Rick Halperin, Embrey Human Rights Program, Dedman College of Humanities and Sciences, has written the foreword to Echoes of the Lost Boys of Sudan, a graphic novel by James Disco about the Sudanese genocide and an international incident in which more than 20,000 children – mostly boys – ranging in age from 7 to 17 were displaced or orphaned during the Second Sudanese Civil War (1983-2005). Read more from the Huffington Post. (Right, an image from the book.)
Lori Ann Stephens, English, Dedman College of Humanities and Sciences, has written The Lingerer – a libretto based on the story The Sweeper of Dreams by Neil Gaiman – which has been chosen as a finalist in the 2012 English National Opera Minioperas competition. More than 500 librettos were entered, and 10 were selected as finalists; Stephens is the only finalist from the USA. During the next two phases of the competition, composers create music based on one of the 10 librettos, and filmmakers create videos to accompany them. Stephens has been invited to London for the final presentations in October. Listen to the music written for Stephens’ libretto by composer Julian Chou-Lambert.

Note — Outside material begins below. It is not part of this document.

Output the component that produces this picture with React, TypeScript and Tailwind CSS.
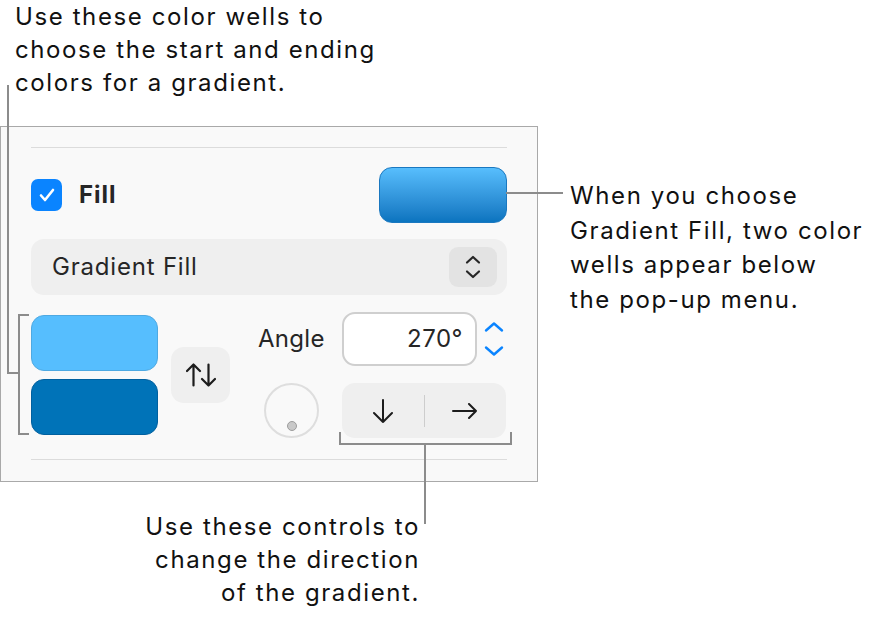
const Chevrons = ({ className }: { className?: string }) => (
  <svg width="18" height="26" viewBox="0 0 18 26" fill="none" className={className}>
    <path d="M3 8.5 9 3l6 5.5" stroke="currentColor" strokeWidth="2.2" strokeLinecap="round" strokeLinejoin="round" />
    <path d="M3 17.5 9 23l6-5.5" stroke="currentColor" strokeWidth="2.2" strokeLinecap="round" strokeLinejoin="round" />
  </svg>
);

const AngleStepper = () => (
  <svg width="20" height="36" viewBox="0 0 20 36" fill="none" className="ml-[7px]">
    <path d="M2 9.5 10 2.5l8 7" stroke="#0a84ff" strokeWidth="2.4" strokeLinecap="round" strokeLinejoin="round" />
    <path d="M2 26.5l8 7 8-7" stroke="#0a84ff" strokeWidth="2.4" strokeLinecap="round" strokeLinejoin="round" />
  </svg>
);

const SwapIcon = () => (
  <svg width="30" height="24" viewBox="0 0 30 24" fill="none" stroke="#1c1c1c" strokeWidth="2.2" strokeLinecap="round" strokeLinejoin="round">
    <path d="M7.5 22.5V1.5M1 8l6.5-6.5L14 8" />
    <path d="M22.5 1.5v21M16 16l6.5 6.5L29 16" />
  </svg>
);

const ArrowDown = () => (
  <svg width="22" height="24" viewBox="0 0 22 24" fill="none" stroke="#1c1c1c" strokeWidth="2" strokeLinecap="round" strokeLinejoin="round">
    <path d="M11 1v22M2 14l9 9 9-9" />
  </svg>
);

const ArrowRight = () => (
  <svg width="26" height="16" viewBox="0 0 26 16" fill="none" stroke="#1c1c1c" strokeWidth="2" strokeLinecap="round" strokeLinejoin="round">
    <path d="M1 8h23M17 1l7 7-7 7" />
  </svg>
);

const Panel = () => (
  <div className="mt-[126px] w-[538px] h-[356px] border border-[#a9a9a9] bg-[#f9f9f9] px-[30px] pt-[20px]">
    <div className="h-px bg-[#dcdcdc]" />

    <div className="mt-[19px] flex items-center justify-between h-[56px]">
      <div className="flex items-center gap-[17px]">
        <div className="w-[31px] h-[32px] rounded-[7px] bg-[#0a84ff] flex items-center justify-center">
          <svg width="18" height="16" viewBox="0 0 18 16" fill="none">
            <path d="M3 8.5l4 4.5L15 3" stroke="white" strokeWidth="2.6" strokeLinecap="round" strokeLinejoin="round" />
          </svg>
        </div>
        <span className="text-[24px] font-bold tracking-[1px] text-[#262626]">Fill</span>
      </div>
      <div className="w-[128px] h-[56px] rounded-[13px] border border-[#1a78c0] bg-gradient-to-b from-[#57befd] to-[#0a74bf]" />
    </div>

    <div className="mt-[16px] h-[56px] rounded-[13px] bg-[#efefef] flex items-center justify-between pl-[21px] pr-[10px]">
      <span className="text-[24px] tracking-[0.8px] text-[#262626]">Gradient Fill</span>
      <div className="w-[48px] h-[40px] rounded-[9px] bg-[#e3e3e3] flex items-center justify-center text-[#262626]">
        <Chevrons />
      </div>
    </div>

    <div className="mt-[17px] flex items-center">
      <div className="flex flex-col gap-[8px]">
        <div className="w-[127px] h-[56px] rounded-[13px] border border-[#4ea9e2] bg-[#56befe]" />
        <div className="w-[127px] h-[56px] rounded-[13px] border border-[#00609f] bg-[#0073b8]" />
      </div>
      <div className="ml-[13px] w-[59px] h-[56px] rounded-[13px] bg-[#efefef] flex items-center justify-center">
        <SwapIcon />
      </div>
      <div className="ml-[28px] grid grid-cols-[84px_164px] grid-rows-[54px_55px] gap-y-[17px]">
        <span className="self-center text-[24px] tracking-[0.3px] text-[#262626]">Angle</span>
        <div className="flex items-center">
          <div className="w-[135px] h-[54px] rounded-[13px] border-2 border-[#cfcfcf] bg-white flex items-center justify-end pr-[12px] text-[24px] tracking-[0.5px] text-[#262626]">
            270°
          </div>
          <AngleStepper />
        </div>
        <div className="self-center ml-[6px] w-[55px] h-[55px] rounded-full border-2 border-[#dedede] flex items-end justify-center pb-[5px]">
          <div className="w-[10px] h-[10px] rounded-full bg-[#c9c9c9] border border-[#9d9d9d]" />
        </div>
        <div className="h-[55px] rounded-[13px] bg-[#efefef] flex items-center">
          <div className="flex-1 flex justify-center"><ArrowDown /></div>
          <div className="w-px h-[32px] bg-[#cdcdcd]" />
          <div className="flex-1 flex justify-center"><ArrowRight /></div>
        </div>
      </div>
    </div>

    <div className="mt-[21px] h-px bg-[#dcdcdc]" />
  </div>
);

export default function App() {
  return (
    <div className="relative w-[870px] h-[622px] bg-white overflow-hidden font-['Inter',sans-serif] text-[#111]">
      <Panel />

      {/* top-left callout */}
      <p className="absolute left-[15px] top-[0px] text-[24px] leading-[33px] tracking-[1.6px]">
        Use these color wells to
        <br />
        choose the start and ending
        <br />
        colors for a gradient.
      </p>
      <div className="absolute left-[7px] top-[85px] w-[2px] h-[289px] bg-[#8c8c8c]" />
      <div className="absolute left-[7px] top-[372px] w-[12px] h-[2px] bg-[#8c8c8c]" />
      <div className="absolute left-[18px] top-[314px] w-[11px] h-[121px] border-2 border-r-0 border-[#8c8c8c]" />

      {/* right callout */}
      <div className="absolute left-[506px] top-[192px] w-[57px] h-[2px] bg-[#8c8c8c]" />
      <p className="absolute left-[570px] top-[179px] text-[24px] leading-[34.5px] tracking-[1.6px]">
        When you choose
        <br />
        Gradient Fill, two color
        <br />
        wells appear below
        <br />
        the pop-up menu.
      </p>

      {/* bottom callout */}
      <div className="absolute left-[339px] top-[432px] w-[173px] h-[13px] border-2 border-t-0 border-[#8c8c8c]" />
      <div className="absolute left-[424px] top-[443px] w-[2px] h-[81px] bg-[#8c8c8c]" />
      <p className="absolute right-[450px] top-[510px] text-right text-[24px] leading-[33px] tracking-[1.6px]">
        Use these controls to
        <br />
        change the direction
        <br />
        of the gradient.
      </p>
    </div>
  );
}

Louis Jacobs, Huffington Department of Earth Sciences, Dedman College of Humanities and Sciences, has been named the winner of the 2012 Skoog Cup presented by the Science Teachers Association of Texas (STAT) as part of its STAT Awards program. The Skoog Cup is awarded to a faculty or staff member at a Texas college or university who “has demonstrated significant contributions and leadership in the development of quality science education.” Jacobs and the other STAT Award winners will be honored at the Conference for the Advancement of Science Teaching (CAST) Nov. 8-10 in Corpus Christi.

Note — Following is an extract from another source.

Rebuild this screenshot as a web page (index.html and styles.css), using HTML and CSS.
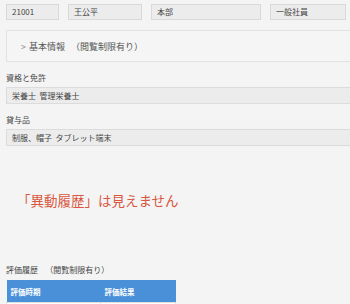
FILE: index.html
```html
<!DOCTYPE html>
<html lang="ja">
<head>
    <meta charset="UTF-8">
    <title>社員情報</title>
    <link rel="stylesheet" href="styles.css">
</head>
<body>
    <div id="profile">
        <div class="top-row">
            <div class="box box-id">21001</div>
            <div class="box box-name">王公平</div>
            <div class="box box-dept">本部</div>
            <div class="box box-rank">一般社員</div>
        </div>

        <!-- 基本情報 panel -->
        <div class="panel">
            <span class="chevron">&gt;</span>
            <span class="panel-title">基本情報</span>
            <span class="panel-note">（閲覧制限有り）</span>
        </div>

        <div class="section">
            <div class="label">資格と免許</div>
            <div class="field">栄養士&nbsp;&nbsp;管理栄養士</div>
        </div>
        <div class="section">
            <div class="label">貸与品</div>
            <div class="field">制服、帽子&nbsp;&nbsp;タブレット端末</div>
        </div>

        <div class="notice">「異動履歴」は見えません</div>

        <div class="label eval-label">評価履歴&nbsp;&nbsp;&nbsp;&nbsp;（閲覧制限有り）</div>
        <table class="eval-table">
            <thead>
                <tr>
                    <th class="col-date">評価時期</th>
                    <th>評価結果</th>
                </tr>
            </thead>
            <tbody>
                <tr>
                    <td class="col-date"></td>
                    <td></td>
                </tr>
            </tbody>
        </table>
    </div>
</body>
</html>
```

FILE: styles.css
```css
html, body {
    margin: 0;
    padding: 0;
    overflow: hidden;
}
body {
    font-family: "Noto Sans CJK JP", "Noto Sans", sans-serif;
    background-color: #f4f4f4;
    color: #333;
    width: 350px;
    height: 304px;
}
#profile {
    padding: 4px 0 0 6px;
}
.top-row {
    display: flex;
    gap: 9px;
}
.box {
    box-sizing: border-box;
    height: 16px;
    line-height: 14px;
    padding-left: 5px;
    font-size: 8px;
    color: #444;
    background-color: #ececec;
    border: 1px solid #d9d9d9;
}
.box-id { width: 53px; }
.box-name { width: 74px; }
.box-dept { width: 110px; }
.box-rank { width: 76px; }
.panel {
    box-sizing: border-box;
    margin-top: 10px;
    height: 32px;
    display: flex;
    align-items: center;
    padding-left: 14px;
    font-size: 9px;
    color: #555;
    background-color: #f5f5f5;
    border: 1px solid #e2e2e2;
    border-right: none;
}
.chevron {
    color: #888;
    margin-right: 3px;
}
.panel-note {
    margin-left: 6px;
}
.section {
    margin-top: 10px;
}
.label {
    font-size: 8px;
    line-height: 12px;
    color: #444;
}
.field {
    box-sizing: border-box;
    margin-top: 3px;
    height: 17px;
    line-height: 15px;
    padding-left: 5px;
    font-size: 8px;
    color: #444;
    background-color: #ececec;
    border: 1px solid #dcdcdc;
    border-right: none;
}
.notice {
    margin-top: 45px;
    padding-left: 11px;
    font-size: 13.5px;
    line-height: 18px;
    color: #d9573f;
}
.eval-label {
    margin-top: 55px;
}
.eval-table {
    margin-top: 4px;
    width: 170px;
    border-collapse: collapse;
    font-size: 7.5px;
}
.eval-table th {
    height: 22px;
    padding: 0 0 0 4px;
    text-align: left;
    color: #fff;
    font-weight: bold;
    background-color: #4a90d9;
}
.eval-table td {
    height: 14px;
    background-color: #fff;
    border: 1px solid #e0e0e0;
}
.col-date {
    width: 90px;
}
```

Michael Corris, Art, Meadows School of the Arts, has been named reviews editor of the Art Journal, a publication of the College Art Association (CAA). CAA states its mission as “[promoting] the visual arts and their understanding through committed practice and intellectual engagement.”
Bezalel (Ben) Gavish, Information Technology and Operations Management, Cox School of Business, has been elected a Fellow of the Institute for Operations Research and the Management Sciences (INFORMS). Only 12 members of the Institute were elected Fellows in 2012. They will be honored on Oct. 15 at the 2012 INFORMS Annual Meeting in Phoenix.

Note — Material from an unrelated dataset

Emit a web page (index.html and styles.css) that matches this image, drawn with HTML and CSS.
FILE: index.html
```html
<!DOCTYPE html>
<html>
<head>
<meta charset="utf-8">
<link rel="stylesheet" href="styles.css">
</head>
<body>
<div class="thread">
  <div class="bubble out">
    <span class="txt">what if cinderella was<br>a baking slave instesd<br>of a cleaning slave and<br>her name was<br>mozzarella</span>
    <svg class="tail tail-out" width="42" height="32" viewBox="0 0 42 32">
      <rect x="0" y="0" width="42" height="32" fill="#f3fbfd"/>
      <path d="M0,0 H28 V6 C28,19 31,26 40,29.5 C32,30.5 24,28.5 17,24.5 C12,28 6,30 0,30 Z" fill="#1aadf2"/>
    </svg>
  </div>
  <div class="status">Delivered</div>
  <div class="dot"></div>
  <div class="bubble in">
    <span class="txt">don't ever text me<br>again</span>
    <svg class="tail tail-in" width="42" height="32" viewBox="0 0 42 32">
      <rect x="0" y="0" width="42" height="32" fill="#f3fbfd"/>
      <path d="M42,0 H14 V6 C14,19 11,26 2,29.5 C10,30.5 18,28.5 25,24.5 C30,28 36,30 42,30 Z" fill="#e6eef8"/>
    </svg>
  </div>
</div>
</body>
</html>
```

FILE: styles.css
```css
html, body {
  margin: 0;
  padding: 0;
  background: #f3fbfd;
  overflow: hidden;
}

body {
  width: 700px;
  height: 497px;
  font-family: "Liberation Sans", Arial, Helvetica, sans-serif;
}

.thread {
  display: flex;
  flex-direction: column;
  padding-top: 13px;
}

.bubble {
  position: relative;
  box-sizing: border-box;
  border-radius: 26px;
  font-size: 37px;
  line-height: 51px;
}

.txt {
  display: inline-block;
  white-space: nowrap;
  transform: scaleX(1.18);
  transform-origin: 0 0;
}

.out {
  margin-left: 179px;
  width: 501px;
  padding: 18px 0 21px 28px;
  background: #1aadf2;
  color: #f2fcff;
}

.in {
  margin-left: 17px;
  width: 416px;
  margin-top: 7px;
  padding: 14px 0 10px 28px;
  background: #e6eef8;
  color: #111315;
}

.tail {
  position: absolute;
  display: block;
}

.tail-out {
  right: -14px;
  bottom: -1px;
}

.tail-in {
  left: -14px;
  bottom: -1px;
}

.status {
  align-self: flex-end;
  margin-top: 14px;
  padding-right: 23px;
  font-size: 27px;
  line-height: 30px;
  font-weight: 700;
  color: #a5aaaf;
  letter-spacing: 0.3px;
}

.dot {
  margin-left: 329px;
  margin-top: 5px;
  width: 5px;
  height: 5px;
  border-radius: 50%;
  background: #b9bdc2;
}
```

Ed Biehl, Chemistry, Dedman College of Humanities and Sciences, has received the 2012 Kametani Award for achievements in the field of heterocyclic chemistry. The $3,000 award was created in 1999 and is presented annually in memory of the founder of Heterocycles, the official journal of The Japan Institute of Heterocyclic Chemistry. The award is sponsored by the Institute and the journal’s publisher, Elsevier.
Anita Ingram, Risk Management, has been voted 2012-13 president-elect of the University Risk Management and Insurance Association (URMIA). She and the other new URMIA officers will be inducted Oct. 2 at the organization’s 43rd Annual Conference in Providence, Rhode Island. URMIA is an international nonprofit educational association promoting “the advancement and application of effective risk management principles and practices in institutions of higher education.” It represents more than 545 institutions of higher education and 100 companies.